Why is tail recursion better generally? I'm not familiar with FP very much, but it feels like loops more closely resemble the way computers execute them than tail recursion.

It's more concise and illustrates the common subproblem. Loops make you model a state machine in your head, which I'd rather leave to the computer.

Very fair question. It may seem surprising, but loops (especially `for` loops) don't really reflect the underlying machine code very well. There is no distinct loop concept in machine code; instead, there are ordinary instructions followed by conditional jumps (if {predicate} go to {memory address} and keep on executing from there), which may or may not return to an earlier point, and will thereby conditionally repeat. Tail recursion, provided it's done in a compiler that understands tail recursion optimisation, will in some ways mirror this better than a `for` loop. (Though an old school, C-style 'do {code} while {predicate}' - note the order, and lack of any loop state variables being created or modified - is closest to the machine code).
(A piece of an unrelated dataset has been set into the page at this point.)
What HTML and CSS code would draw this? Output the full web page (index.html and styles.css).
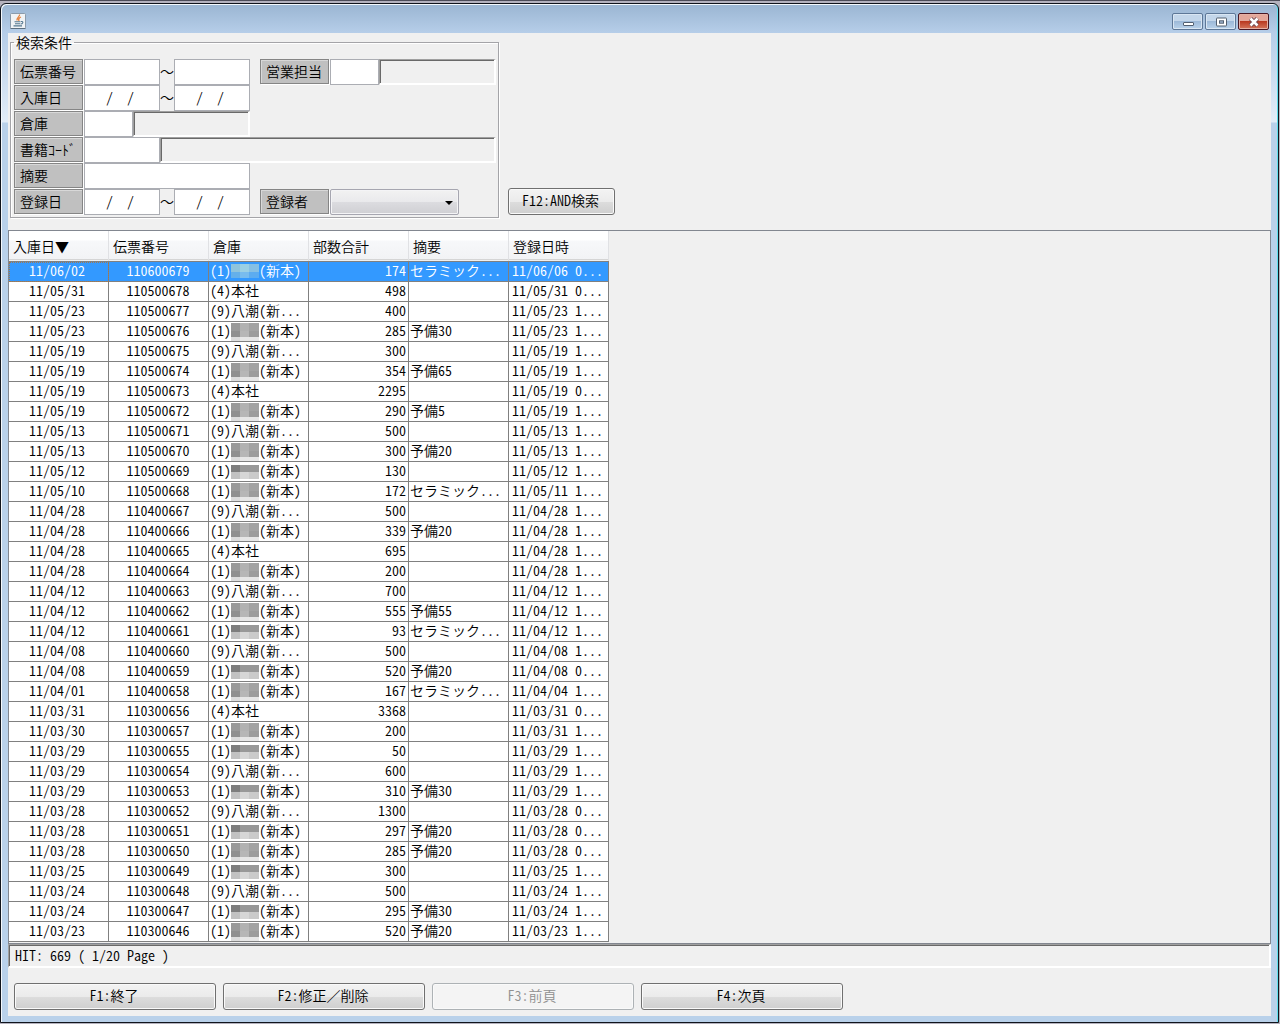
FILE: index.html
```html
<!DOCTYPE html>
<html lang="ja">
<head>
<meta charset="utf-8">
<title>入庫検索</title>
<link rel="stylesheet" href="styles.css">
</head>
<body>
<div class="window">
  <header class="titlebar">
    <svg class="app-icon" width="16" height="16" viewBox="0 0 16 16" aria-hidden="true">
      <rect x="0.5" y="0.5" width="15" height="15" rx="1" fill="#f1f3f5" stroke="#8b9bab"/>
      <path d="M0.5 15.5H15.5" stroke="#5d6f80"/>
      <path d="M9.500 1.500C10 4 6 4.500 7.200 7.500M11 4C8 5 8.500 6.500 9 8" fill="none" stroke="#e5803a" stroke-width="1.300"/>
      <path d="M4.500 8.800H10.500M5 10.800H10M11 8.500C14 8 13 11 10.500 11M3.500 12.900H12" fill="none" stroke="#55788f" stroke-width="1.100"/>
    </svg>
    <div class="window-buttons">
      <button class="wb" type="button" aria-label="最小化"><svg width="12" height="12" viewBox="0 0 12 12"><rect x="1.500" y="6.500" width="10" height="3" rx="0.500" fill="#fff" stroke="#536071"/></svg></button>
      <button class="wb" type="button" aria-label="最大化"><svg width="12" height="12" viewBox="0 0 12 12"><rect x="1.500" y="2" width="10" height="8" rx="0.500" fill="#fff" stroke="#536071"/><rect x="4.500" y="4.800" width="4" height="2.400" fill="#9fb6d0" stroke="#536071"/></svg></button>
      <button class="wb wb-close" type="button" aria-label="閉じる"><svg width="12" height="12" viewBox="0 0 12 12"><path d="M2.500 2.500L9.500 9.500M9.500 2.500L2.500 9.500" stroke="#6b4650" stroke-width="4.400"/><path d="M2.500 2.500L9.500 9.500M9.500 2.500L2.500 9.500" stroke="#fff" stroke-width="2.600"/></svg></button>
    </div>
  </header>
  <main class="client">
    <form class="search">
      <fieldset class="conditions">
        <legend>検索条件</legend>
        <div class="line">
          <label class="tag" for="slip-from">伝票番号</label>
          <input class="box w-mid" id="slip-from" type="text"><span class="tilde wide">～</span><input class="box w-mid" type="text" aria-label="伝票番号 終了">
          <label class="tag second" for="sales">営業担当</label>
          <input class="box w-short" id="sales" type="text"><input class="name" type="text" readonly aria-label="営業担当名">
        </div>
        <div class="line">
          <label class="tag" for="in-from">入庫日</label>
          <input class="box w-mid" id="in-from" type="text" value="  /  /  "><span class="tilde wide">～</span><input class="box w-mid" type="text" value="  /  /  " aria-label="入庫日 終了">
        </div>
        <div class="line line-half">
          <label class="tag" for="store">倉庫</label>
          <input class="box w-short" id="store" type="text"><input class="name" type="text" readonly aria-label="倉庫名">
        </div>
        <div class="line">
          <label class="tag" for="book">書籍ｺｰﾄﾞ</label>
          <input class="box w-mid" id="book" type="text"><input class="name" type="text" readonly aria-label="書籍名">
        </div>
        <div class="line line-half">
          <label class="tag" for="memo">摘要</label>
          <input class="box w-fill" id="memo" type="text">
        </div>
        <div class="line">
          <label class="tag" for="reg-from">登録日</label>
          <input class="box w-mid" id="reg-from" type="text" value="  /  /  "><span class="tilde wide">～</span><input class="box w-mid" type="text" value="  /  /  " aria-label="登録日 終了">
          <label class="tag second" for="reg-by">登録者</label>
          <span class="combo"><select id="reg-by"><option></option></select></span>
        </div>
      </fieldset>
      <button class="btn btn-search" type="button">F12:AND検索</button>
    </form>
    <section class="results">
      <table class="grid">
        <thead><tr><th>入庫日▼</th><th>伝票番号</th><th>倉庫</th><th>部数合計</th><th>摘要</th><th>登録日時</th></tr></thead>
        <tbody>
          <tr class="selected"><td>11/06/02</td><td>110600679</td><td>(1)<i class="mask mask-sel"></i>(新本)</td><td>174</td><td>セラミック...</td><td>11/06/06 0...</td></tr>
          <tr><td>11/05/31</td><td>110500678</td><td>(4)本社</td><td>498</td><td></td><td>11/05/31 0...</td></tr>
          <tr><td>11/05/23</td><td>110500677</td><td>(9)八潮(新...</td><td>400</td><td></td><td>11/05/23 1...</td></tr>
          <tr><td>11/05/23</td><td>110500676</td><td>(1)<i class="mask"></i>(新本)</td><td>285</td><td>予備30</td><td>11/05/23 1...</td></tr>
          <tr><td>11/05/19</td><td>110500675</td><td>(9)八潮(新...</td><td>300</td><td></td><td>11/05/19 1...</td></tr>
          <tr><td>11/05/19</td><td>110500674</td><td>(1)<i class="mask"></i>(新本)</td><td>354</td><td>予備65</td><td>11/05/19 1...</td></tr>
          <tr><td>11/05/19</td><td>110500673</td><td>(4)本社</td><td>2295</td><td></td><td>11/05/19 0...</td></tr>
          <tr><td>11/05/19</td><td>110500672</td><td>(1)<i class="mask"></i>(新本)</td><td>290</td><td>予備5</td><td>11/05/19 1...</td></tr>
          <tr><td>11/05/13</td><td>110500671</td><td>(9)八潮(新...</td><td>500</td><td></td><td>11/05/13 1...</td></tr>
          <tr><td>11/05/13</td><td>110500670</td><td>(1)<i class="mask"></i>(新本)</td><td>300</td><td>予備20</td><td>11/05/13 1...</td></tr>
          <tr><td>11/05/12</td><td>110500669</td><td>(1)<i class="mask mask-low"></i>(新本)</td><td>130</td><td></td><td>11/05/12 1...</td></tr>
          <tr><td>11/05/10</td><td>110500668</td><td>(1)<i class="mask"></i>(新本)</td><td>172</td><td>セラミック...</td><td>11/05/11 1...</td></tr>
          <tr><td>11/04/28</td><td>110400667</td><td>(9)八潮(新...</td><td>500</td><td></td><td>11/04/28 1...</td></tr>
          <tr><td>11/04/28</td><td>110400666</td><td>(1)<i class="mask"></i>(新本)</td><td>339</td><td>予備20</td><td>11/04/28 1...</td></tr>
          <tr><td>11/04/28</td><td>110400665</td><td>(4)本社</td><td>695</td><td></td><td>11/04/28 1...</td></tr>
          <tr><td>11/04/28</td><td>110400664</td><td>(1)<i class="mask"></i>(新本)</td><td>200</td><td></td><td>11/04/28 1...</td></tr>
          <tr><td>11/04/12</td><td>110400663</td><td>(9)八潮(新...</td><td>700</td><td></td><td>11/04/12 1...</td></tr>
          <tr><td>11/04/12</td><td>110400662</td><td>(1)<i class="mask"></i>(新本)</td><td>555</td><td>予備55</td><td>11/04/12 1...</td></tr>
          <tr><td>11/04/12</td><td>110400661</td><td>(1)<i class="mask mask-low"></i>(新本)</td><td>93</td><td>セラミック...</td><td>11/04/12 1...</td></tr>
          <tr><td>11/04/08</td><td>110400660</td><td>(9)八潮(新...</td><td>500</td><td></td><td>11/04/08 1...</td></tr>
          <tr><td>11/04/08</td><td>110400659</td><td>(1)<i class="mask mask-low"></i>(新本)</td><td>520</td><td>予備20</td><td>11/04/08 0...</td></tr>
          <tr><td>11/04/01</td><td>110400658</td><td>(1)<i class="mask"></i>(新本)</td><td>167</td><td>セラミック...</td><td>11/04/04 1...</td></tr>
          <tr><td>11/03/31</td><td>110300656</td><td>(4)本社</td><td>3368</td><td></td><td>11/03/31 0...</td></tr>
          <tr><td>11/03/30</td><td>110300657</td><td>(1)<i class="mask"></i>(新本)</td><td>200</td><td></td><td>11/03/31 1...</td></tr>
          <tr><td>11/03/29</td><td>110300655</td><td>(1)<i class="mask mask-low"></i>(新本)</td><td>50</td><td></td><td>11/03/29 1...</td></tr>
          <tr><td>11/03/29</td><td>110300654</td><td>(9)八潮(新...</td><td>600</td><td></td><td>11/03/29 1...</td></tr>
          <tr><td>11/03/29</td><td>110300653</td><td>(1)<i class="mask mask-low"></i>(新本)</td><td>310</td><td>予備30</td><td>11/03/29 1...</td></tr>
          <tr><td>11/03/28</td><td>110300652</td><td>(9)八潮(新...</td><td>1300</td><td></td><td>11/03/28 0...</td></tr>
          <tr><td>11/03/28</td><td>110300651</td><td>(1)<i class="mask mask-low"></i>(新本)</td><td>297</td><td>予備20</td><td>11/03/28 0...</td></tr>
          <tr><td>11/03/28</td><td>110300650</td><td>(1)<i class="mask"></i>(新本)</td><td>285</td><td>予備20</td><td>11/03/28 0...</td></tr>
          <tr><td>11/03/25</td><td>110300649</td><td>(1)<i class="mask mask-low"></i>(新本)</td><td>300</td><td></td><td>11/03/25 1...</td></tr>
          <tr><td>11/03/24</td><td>110300648</td><td>(9)八潮(新...</td><td>500</td><td></td><td>11/03/24 1...</td></tr>
          <tr><td>11/03/24</td><td>110300647</td><td>(1)<i class="mask mask-low"></i>(新本)</td><td>295</td><td>予備30</td><td>11/03/24 1...</td></tr>
          <tr><td>11/03/23</td><td>110300646</td><td>(1)<i class="mask"></i>(新本)</td><td>520</td><td>予備20</td><td>11/03/23 1...</td></tr>
        </tbody>
      </table>
    </section>
    <div class="status">HIT: 669 ( 1/20 Page )</div>
    <footer class="actions">
      <button class="btn btn-fn" type="button">F1:終了</button>
      <button class="btn btn-fn" type="button">F2:修正<span class="wide">／</span>削除</button>
      <button class="btn btn-fn" type="button" disabled>F3:前頁</button>
      <button class="btn btn-fn" type="button">F4:次頁</button>
    </footer>
  </main>
</div>
</body>
</html>
```

FILE: styles.css
```css
* { box-sizing: border-box; }

body {
  margin: 0;
  min-height: 100vh;
  padding: 3px 1px 1px 0;
  display: flex;
  background: linear-gradient(#4c4c58 1px, #b4b2be 1px);
}

/* hwid gives half-width Latin digits and letters, so columns of text line up */
body, button, input, select {
  font-family: "Noto Sans CJK JP", "Liberation Mono", monospace;
  font-size: 14px;
  font-weight: 350;
  font-feature-settings: "hwid";
  line-height: 18px;
  color: #000;
}

/* full-width punctuation keeps its own width */
.wide { font-feature-settings: normal; }

.window {
  flex: 1;
  display: flex;
  flex-direction: column;
  padding: 0 7px 6px;
  border: 1px solid #10141c;
  border-radius: 6px 6px 0 0;
  background: linear-gradient(#9ab5d2, #b5cde8 28px, #e2edf8 118px, #b9d1ea 119px);
  box-shadow: inset 1px 1px #f4f8fc, inset -1px 0 #5fe0ee;
}

.titlebar {
  height: 29px;
  padding: 9px 2px 0;
  display: flex;
  justify-content: space-between;
}

.window-buttons { display: flex; gap: 2px; }

.wb {
  width: 31px;
  height: 17px;
  padding: 0;
  display: flex;
  align-items: center;
  justify-content: center;
  border: 1px solid #5d7797;
  border-radius: 2px;
  background: linear-gradient(#c3d6ea 50%, #9db9d8 50%, #b9d2ea);
  box-shadow: inset 0 0 0 1px #d9e6f3;
}

.wb-close {
  border-color: #481824;
  background: linear-gradient(#e3a79a 45%, #b93a22 50%, #d5765c);
  box-shadow: inset 0 0 0 1px #e5b0a4;
}

.client {
  flex: 1;
  display: flex;
  flex-direction: column;
  background: #f0f0f0;
}

.search {
  display: flex;
  align-items: flex-end;
  gap: 9px;
  padding: 1px 2px 12px;
}

.conditions {
  width: 489px;
  min-width: 0;
  margin: 0;
  padding: 9px 2px 2px 3px;
  border: 1px solid #a4a4a8;
  box-shadow: 1px 1px #fff, inset 1px 1px #fff;
}

.conditions legend {
  padding: 0 2px;
  line-height: 16px;
}

.line { display: flex; height: 26px; }
.line-half { width: 236px; }

.tag {
  flex: none;
  width: 69px;
  height: 25px;
  margin-right: 1px;
  padding-left: 5px;
  line-height: 23px;
  white-space: nowrap;
  border: 1px solid #858585;
  box-shadow: inset 1px 1px #d8d8d8, 1px 1px #fff;
  background: #c0c0c0;
}

.second { margin-left: 10px; }

.box {
  flex: none;
  padding: 0 7px 3px;
  border: 1px solid #abadb3;
  border-radius: 0;
  background: #fff;
}

.w-mid { width: 76px; }
.w-short { width: 49px; }
.w-fill { flex: 1; min-width: 0; }

.tilde { flex: none; width: 14px; line-height: 25px; }

.name {
  flex: 1;
  min-width: 0;
  border: solid;
  border-width: 1px 2px 2px 1px;
  border-color: #a0a0a0 #fff #fff #a0a0a0;
  box-shadow: inset 1px 1px #696969;
  background: #f0f0f0;
}

.combo { position: relative; display: flex; width: 129px; }

.combo select {
  flex: 1;
  appearance: none;
  border: 1px solid #a6a6b0;
  border-radius: 2px;
  background: linear-gradient(#f2f2f2, #e9e9ec 50%, #dcdce0 50%, #cfcfd3);
  box-shadow: inset 0 0 0 1px #f4f4f6;
}

.combo::after {
  content: "";
  position: absolute;
  right: 6px;
  top: 12px;
  border: solid transparent;
  border-width: 4px 4px 0;
  border-top-color: #000;
  pointer-events: none;
}

.btn {
  height: 27px;
  padding: 0 2px 4px 0;
  border: 1px solid #707070;
  border-radius: 3px;
  background: linear-gradient(#f3f3f3, #ebebeb 50%, #dddddd 50%, #cfcfcf);
  box-shadow: inset 0 0 0 1px #fafafa;
}

.btn:disabled {
  border-color: #adb2b5;
  background: #f4f4f4;
  color: #909090;
}

.btn-search { width: 107px; margin-bottom: 3px; }

.results {
  flex: 1;
  border: 1px solid #828790;
}

.grid {
  width: 600px;
  table-layout: fixed;
  border-spacing: 0;
}

.grid th {
  height: 31px;
  padding: 0 4px;
  text-align: left;
  font-weight: 350;
  border-bottom: 1px solid #808080;
  background: linear-gradient(#fff 9px, #f7f8fa 10px, #f2f3f5 28px, #d5d5d5 28px, #d5d5d5 29px, #f0f0f0 29px);
  box-shadow: inset -1px 0 #e0e1e4;
}

.grid td {
  height: 20px;
  padding: 0 1px;
  line-height: 17px;
  vertical-align: top;
  white-space: pre;
  background: #fff;
  border-right: 1px solid #808080;
  border-bottom: 1px solid #808080;
}

.grid td:nth-child(1) { text-align: center; padding-right: 4px; }
.grid td:nth-child(2) { text-align: center; padding-right: 2px; }
.grid td:nth-child(4) { text-align: right; padding-right: 2px; }
.grid td:nth-child(6) { padding-left: 3px; }

.grid .selected td { background: #3399ff; color: #fff; }
.grid .selected td:first-child { outline: 1px dotted #a07850; outline-offset: -1px; }

.mask {
  display: inline-block;
  width: 28px;
  height: 19px;
  vertical-align: top;
  background:
    linear-gradient(90deg, #999 9px, #b2b2b2 9px 18px, #a3a3a3 18px) 0 1px / 28px 8px no-repeat,
    linear-gradient(90deg, #8f8f8f 9px, #b6b6b6 9px 18px, #9c9c9c 18px) 0 9px / 28px 6px no-repeat,
    linear-gradient(90deg, #dcdcdc 9px, #e6e6e6 9px) 0 15px / 28px 4px no-repeat;
}

.mask-low {
  background:
    linear-gradient(90deg, #7e7e7e 9px, #989898 9px) 0 3px / 28px 7px no-repeat,
    linear-gradient(90deg, #c2c2c2 9px, #d6d6d6 9px 18px, #cacaca 18px) 0 10px / 28px 7px no-repeat;
}

.mask-sel {
  background:
    linear-gradient(90deg, #8fc4dc 9px, #9bd0e4 9px 18px, #86c0e4 18px) 0 2px / 28px 8px no-repeat,
    linear-gradient(90deg, #64b0ea 9px, #78bcee 9px 18px, #5cacf0 18px) 0 10px / 28px 6px no-repeat;
}

.status {
  height: 24px;
  padding: 0 6px;
  line-height: 20px;
  white-space: pre;
  border: solid;
  border-width: 1px 2px 2px 1px;
  border-color: #a0a0a0 #fff #fff #a0a0a0;
  box-shadow: inset 1px 1px #696969;
}

.actions {
  display: flex;
  gap: 7px;
  padding: 15px 6px 6px;
}

.btn-fn { width: 202px; }
```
Loops, while not bad per se, do have a lot of foot-guns. Loops tend to be used to make all sorts of non-trivial changes to outside state (it's all still in scope), and it can be nightmarish to debug errors that this may produce. Let's say you're looping over chickens in your upcoming Hen Simulator 2024, and you call a function from inside your chicken loop to update the henhouse temperature, which has a check to see if the temperature has gotten too high, which might result in a chicken overheating and passing on into the great farm in the sky, which changes the amount of chickens remaining, but wait, isn't that what you're looping over? Uh oh, your innocuous temperature update has caused a buffer overflow and hard crash. In a rare and possibly hard to reproduce case. Have fun debugging!

Generally, functional programming prefers encapsulated solutions - arguments go in, results come out, nothing else happens - which makes it easier to reason about your code. The most common replacement for loops is something like map, which just applies a lambda to each member of a list. This should make it somewhat harder to achieve the mess above (the other chickens shouldn't be in scope at all, so your temperature update function should complain at compile time).

With tail recursion, you could make a function that takes a list of chickens to update. You pop the first chicken, update it, and recur on a list of the remainder of the chickens. Because this needs to be a function (so you can recur), you have control of the arguments, and can determine what exactly is passed to the next iteration. You can't overflow the buffer, because you're passing a new 'remaining' list every time. This is also where you can get a little clever - you can safely change the list at will. You can remove upcoming chickens, you can reorder them, you can push a new chicken into the list, etc. If a hen lays an egg mid-loop, it can be updated as part of the same loop. Plus you have the same scope safety as you do with map - you can't do anything too messy to the outside state, unless you specifically bring it in as an argument to the function (which is a red flag and your warning that you're doing something messy with state).